* [DATASET RECORDS]:
──────────

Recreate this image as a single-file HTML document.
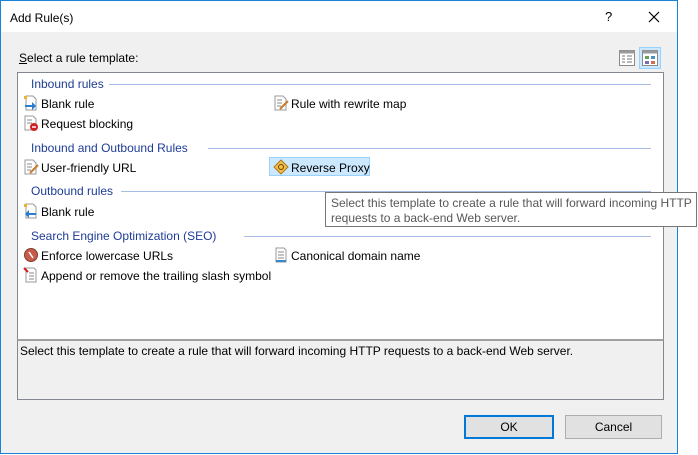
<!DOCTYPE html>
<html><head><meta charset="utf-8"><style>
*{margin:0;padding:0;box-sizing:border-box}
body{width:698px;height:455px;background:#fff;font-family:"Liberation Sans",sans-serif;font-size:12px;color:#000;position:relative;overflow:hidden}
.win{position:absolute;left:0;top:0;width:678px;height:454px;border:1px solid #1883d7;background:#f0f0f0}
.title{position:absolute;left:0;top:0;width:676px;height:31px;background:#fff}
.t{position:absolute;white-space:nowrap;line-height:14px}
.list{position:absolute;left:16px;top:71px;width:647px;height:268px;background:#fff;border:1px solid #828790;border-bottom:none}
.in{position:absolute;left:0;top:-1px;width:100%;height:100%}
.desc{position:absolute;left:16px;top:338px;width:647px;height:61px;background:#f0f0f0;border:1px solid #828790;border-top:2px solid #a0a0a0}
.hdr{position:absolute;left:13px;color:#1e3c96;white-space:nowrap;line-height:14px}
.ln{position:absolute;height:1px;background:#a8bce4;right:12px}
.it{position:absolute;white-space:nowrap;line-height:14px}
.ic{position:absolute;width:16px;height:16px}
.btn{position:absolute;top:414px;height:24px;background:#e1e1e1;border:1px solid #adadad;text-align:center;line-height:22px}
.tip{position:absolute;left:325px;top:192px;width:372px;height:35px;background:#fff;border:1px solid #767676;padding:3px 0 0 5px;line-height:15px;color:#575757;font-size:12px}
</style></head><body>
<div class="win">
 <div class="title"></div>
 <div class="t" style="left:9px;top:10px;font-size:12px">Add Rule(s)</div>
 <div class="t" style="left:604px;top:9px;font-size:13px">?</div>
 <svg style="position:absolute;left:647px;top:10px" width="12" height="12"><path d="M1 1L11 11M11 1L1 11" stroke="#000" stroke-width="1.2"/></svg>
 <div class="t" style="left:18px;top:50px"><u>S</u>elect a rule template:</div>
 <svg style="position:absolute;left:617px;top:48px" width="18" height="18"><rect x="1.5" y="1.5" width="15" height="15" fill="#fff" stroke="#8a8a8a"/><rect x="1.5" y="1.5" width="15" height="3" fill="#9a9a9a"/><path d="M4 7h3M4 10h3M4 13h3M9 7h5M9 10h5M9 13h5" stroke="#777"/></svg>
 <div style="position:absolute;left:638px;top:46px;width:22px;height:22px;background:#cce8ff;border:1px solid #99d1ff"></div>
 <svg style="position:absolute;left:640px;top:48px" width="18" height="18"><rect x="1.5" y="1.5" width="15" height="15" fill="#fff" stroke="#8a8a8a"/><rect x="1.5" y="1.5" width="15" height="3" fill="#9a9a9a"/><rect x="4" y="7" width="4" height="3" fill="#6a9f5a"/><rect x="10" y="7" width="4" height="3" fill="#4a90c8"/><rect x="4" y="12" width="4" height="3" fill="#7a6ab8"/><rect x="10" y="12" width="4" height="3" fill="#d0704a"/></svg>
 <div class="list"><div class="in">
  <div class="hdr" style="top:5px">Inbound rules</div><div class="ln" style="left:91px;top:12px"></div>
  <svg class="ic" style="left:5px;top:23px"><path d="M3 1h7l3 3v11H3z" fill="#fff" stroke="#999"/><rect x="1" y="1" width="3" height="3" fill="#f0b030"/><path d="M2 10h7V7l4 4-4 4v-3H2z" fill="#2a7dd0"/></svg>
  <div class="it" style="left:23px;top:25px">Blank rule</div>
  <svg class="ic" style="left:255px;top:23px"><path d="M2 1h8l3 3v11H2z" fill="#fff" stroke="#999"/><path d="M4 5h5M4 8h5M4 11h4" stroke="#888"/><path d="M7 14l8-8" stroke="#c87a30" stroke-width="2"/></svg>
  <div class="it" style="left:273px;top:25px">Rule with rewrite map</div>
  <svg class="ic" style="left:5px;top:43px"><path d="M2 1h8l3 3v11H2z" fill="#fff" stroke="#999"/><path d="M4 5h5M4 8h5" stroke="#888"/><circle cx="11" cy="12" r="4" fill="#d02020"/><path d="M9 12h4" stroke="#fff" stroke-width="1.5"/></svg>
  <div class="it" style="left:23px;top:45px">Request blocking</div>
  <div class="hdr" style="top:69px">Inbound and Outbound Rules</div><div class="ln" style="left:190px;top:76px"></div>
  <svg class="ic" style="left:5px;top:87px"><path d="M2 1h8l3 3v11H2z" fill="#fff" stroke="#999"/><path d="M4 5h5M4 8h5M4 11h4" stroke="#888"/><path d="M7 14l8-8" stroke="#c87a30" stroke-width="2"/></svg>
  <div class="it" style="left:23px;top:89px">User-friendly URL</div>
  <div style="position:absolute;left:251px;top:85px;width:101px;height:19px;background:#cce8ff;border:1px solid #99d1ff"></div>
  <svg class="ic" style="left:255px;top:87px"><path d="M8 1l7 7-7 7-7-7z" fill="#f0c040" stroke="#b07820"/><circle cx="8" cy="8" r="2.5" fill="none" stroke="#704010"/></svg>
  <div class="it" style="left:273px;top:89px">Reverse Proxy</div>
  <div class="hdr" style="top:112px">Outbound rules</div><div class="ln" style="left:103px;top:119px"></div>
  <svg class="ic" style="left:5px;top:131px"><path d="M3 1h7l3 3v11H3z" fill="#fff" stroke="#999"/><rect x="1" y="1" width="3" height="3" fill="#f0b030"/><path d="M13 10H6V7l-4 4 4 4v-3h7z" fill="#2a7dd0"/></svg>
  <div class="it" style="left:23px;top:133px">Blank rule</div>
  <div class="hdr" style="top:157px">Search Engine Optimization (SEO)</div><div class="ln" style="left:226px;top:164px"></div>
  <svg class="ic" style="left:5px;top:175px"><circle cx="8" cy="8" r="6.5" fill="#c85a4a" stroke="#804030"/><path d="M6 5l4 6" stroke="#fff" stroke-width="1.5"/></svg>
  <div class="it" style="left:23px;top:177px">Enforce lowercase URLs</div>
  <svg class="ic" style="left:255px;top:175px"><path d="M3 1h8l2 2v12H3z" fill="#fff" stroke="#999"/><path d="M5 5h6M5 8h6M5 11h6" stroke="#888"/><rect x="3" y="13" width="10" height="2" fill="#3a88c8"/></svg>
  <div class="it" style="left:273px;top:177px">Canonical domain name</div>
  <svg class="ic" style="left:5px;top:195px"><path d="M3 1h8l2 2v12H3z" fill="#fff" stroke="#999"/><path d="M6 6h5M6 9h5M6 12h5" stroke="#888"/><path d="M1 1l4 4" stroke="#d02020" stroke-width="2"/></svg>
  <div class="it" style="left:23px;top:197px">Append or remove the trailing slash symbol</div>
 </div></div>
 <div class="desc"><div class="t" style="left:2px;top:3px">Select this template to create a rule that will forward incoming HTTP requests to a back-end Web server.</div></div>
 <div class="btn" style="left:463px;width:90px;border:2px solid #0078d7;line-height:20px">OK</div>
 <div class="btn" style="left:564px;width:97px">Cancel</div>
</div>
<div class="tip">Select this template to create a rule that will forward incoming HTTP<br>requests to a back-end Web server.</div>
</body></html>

──────────

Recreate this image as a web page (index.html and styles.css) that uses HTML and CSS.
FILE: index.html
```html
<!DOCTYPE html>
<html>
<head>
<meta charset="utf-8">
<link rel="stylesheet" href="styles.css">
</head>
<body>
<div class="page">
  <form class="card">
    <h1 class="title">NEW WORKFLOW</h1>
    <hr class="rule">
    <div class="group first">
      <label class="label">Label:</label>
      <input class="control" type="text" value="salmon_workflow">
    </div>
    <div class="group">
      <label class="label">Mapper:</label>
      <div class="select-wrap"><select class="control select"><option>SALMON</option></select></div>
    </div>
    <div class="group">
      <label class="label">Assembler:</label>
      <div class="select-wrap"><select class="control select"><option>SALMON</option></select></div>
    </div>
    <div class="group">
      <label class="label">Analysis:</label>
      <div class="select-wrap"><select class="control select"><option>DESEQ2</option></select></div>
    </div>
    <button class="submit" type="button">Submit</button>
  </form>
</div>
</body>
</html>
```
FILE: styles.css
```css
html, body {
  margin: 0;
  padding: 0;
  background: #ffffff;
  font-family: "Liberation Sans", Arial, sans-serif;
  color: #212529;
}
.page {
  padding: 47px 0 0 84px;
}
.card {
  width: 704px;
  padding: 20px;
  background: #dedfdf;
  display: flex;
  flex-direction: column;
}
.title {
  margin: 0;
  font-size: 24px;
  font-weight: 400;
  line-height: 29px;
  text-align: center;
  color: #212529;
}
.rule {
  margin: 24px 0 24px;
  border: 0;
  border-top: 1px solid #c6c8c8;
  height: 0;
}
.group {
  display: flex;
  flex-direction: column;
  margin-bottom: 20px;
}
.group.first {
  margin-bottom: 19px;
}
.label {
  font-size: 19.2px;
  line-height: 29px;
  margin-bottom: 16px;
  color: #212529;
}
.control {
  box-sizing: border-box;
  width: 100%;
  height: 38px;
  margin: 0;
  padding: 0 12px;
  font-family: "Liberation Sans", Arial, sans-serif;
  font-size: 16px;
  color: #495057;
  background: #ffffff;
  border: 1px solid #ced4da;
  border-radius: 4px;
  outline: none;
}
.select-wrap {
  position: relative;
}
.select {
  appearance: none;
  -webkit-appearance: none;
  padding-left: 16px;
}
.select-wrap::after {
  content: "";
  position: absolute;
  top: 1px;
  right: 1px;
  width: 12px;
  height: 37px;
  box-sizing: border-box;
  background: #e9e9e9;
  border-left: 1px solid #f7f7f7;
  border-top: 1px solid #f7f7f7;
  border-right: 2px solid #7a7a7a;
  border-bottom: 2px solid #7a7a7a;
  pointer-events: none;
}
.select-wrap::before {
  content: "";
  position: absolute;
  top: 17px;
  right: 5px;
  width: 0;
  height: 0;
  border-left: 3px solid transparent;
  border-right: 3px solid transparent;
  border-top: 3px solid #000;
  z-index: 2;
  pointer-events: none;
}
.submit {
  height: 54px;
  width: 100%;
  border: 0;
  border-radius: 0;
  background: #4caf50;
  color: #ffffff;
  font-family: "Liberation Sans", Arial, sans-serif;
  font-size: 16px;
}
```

──────────

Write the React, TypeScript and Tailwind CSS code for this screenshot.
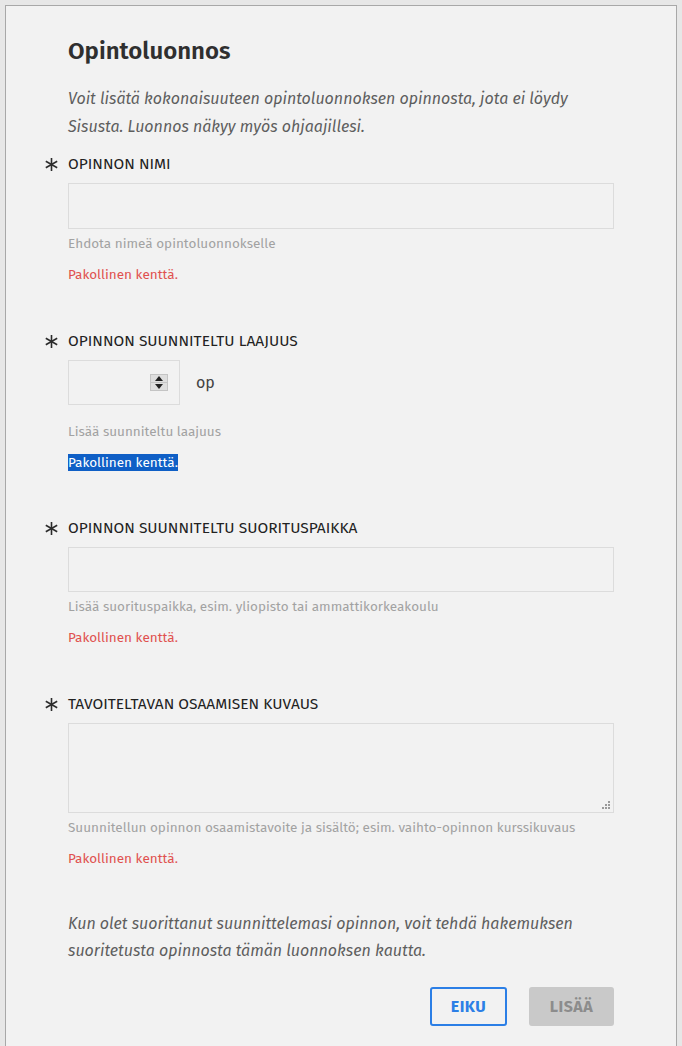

──────────

* [THE PROBLEM]:
Give the count of lines in the records that contain "page", and no other text.

* [EXPECTED ANSWER]:
3